Has anyone cooked on both the silver and the gold?   I searched for a comparison, but found nothing,  Im gonna get me new patio grill and am thinking that the smokey joe would be sufficiant, I will have to order the gold as local stores only seem to stock the silver, but may step up to 18.5gold instead.   I typicaly use a off-set pit, but i need a good grill for small meals and to grill and not slow smoke

also need a small grill to travel with too, smokey joe travels very well, Ive owned a silver, but seeems like gold will cook better and can clean out with out dismantling


----------



## pops6927 (Aug 4, 2012)

Here are several different views on both:

http://www.virtualweberbullet.com/miniwsm.html

http://www.epinions.com/reviews/hmg...ll-Weber_Smokey_Joe_Tuck_and_Carry_Grill?sb=1

http://www.weber.com/explore/grills/portable-charcoal-series/smokey-joe-silver-2

http://www.consumersearch.com/charcoal-grills/weber-smokey-joe-silver-0


----------



## raymo76 (Aug 4, 2012)

I've cooked on the old silver and never had any issues. I recently got some hands on time with the Q 100 and liked it, its making me think of buying one.
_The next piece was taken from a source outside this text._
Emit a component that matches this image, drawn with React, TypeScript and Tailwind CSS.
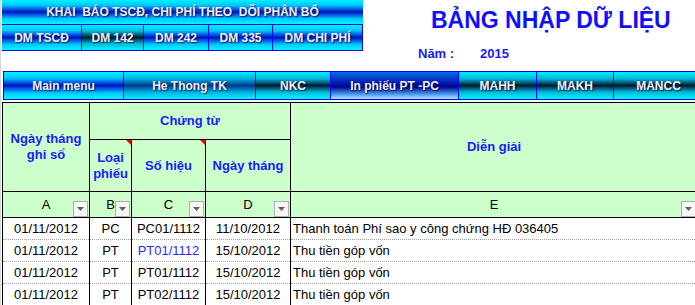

I borrowed it from my father in law and did a few cooks on it, hamburgers and hot dogs mainly.


----------



## hotpit (Aug 5, 2012)

Pops6927 said:


> Here are several different views on both:
> 
> http://www.virtualweberbullet.com/miniwsm.html
> 
> ...


thats what i wanted......the  smoker pot mod will be soooooooo coooool if my never-used turkey fryer is the right size!!!!


----------



## bama bbq (Aug 5, 2012)

hotpit said:


> thats what i wanted......the  smoker pot mod will be soooooooo coooool if my never-used turkey fryer is the right size!!!!


My turkey pot was not the right size (14").  I ordered the Vasconia 32-Quart Aluminum Steamer with Lid from Amazon and it fits perfect. 

In fact, I seasoned it last night with some fatty pieces of bacon and a sausage fattie.  I started at 6:30 PM on a full load of K blue, I throttled it down to 250*, and let it go.  I woke up at 5:30 this AM and it was at 175*.  I stired the coals and opened the vent a little but had to take out what I put in because it's back up and running.  This little mini will run 12+ hours on a load of K blue!


----------



## hotpit (Sep 5, 2012)

Can you do same mod to 22.5 weber??   My beloved wife bought me a 22.5 gold for b-day. Haven't tried it out yet  but can't wait to cook a steak on it. Also wanna do beer butt chicken!!!


----------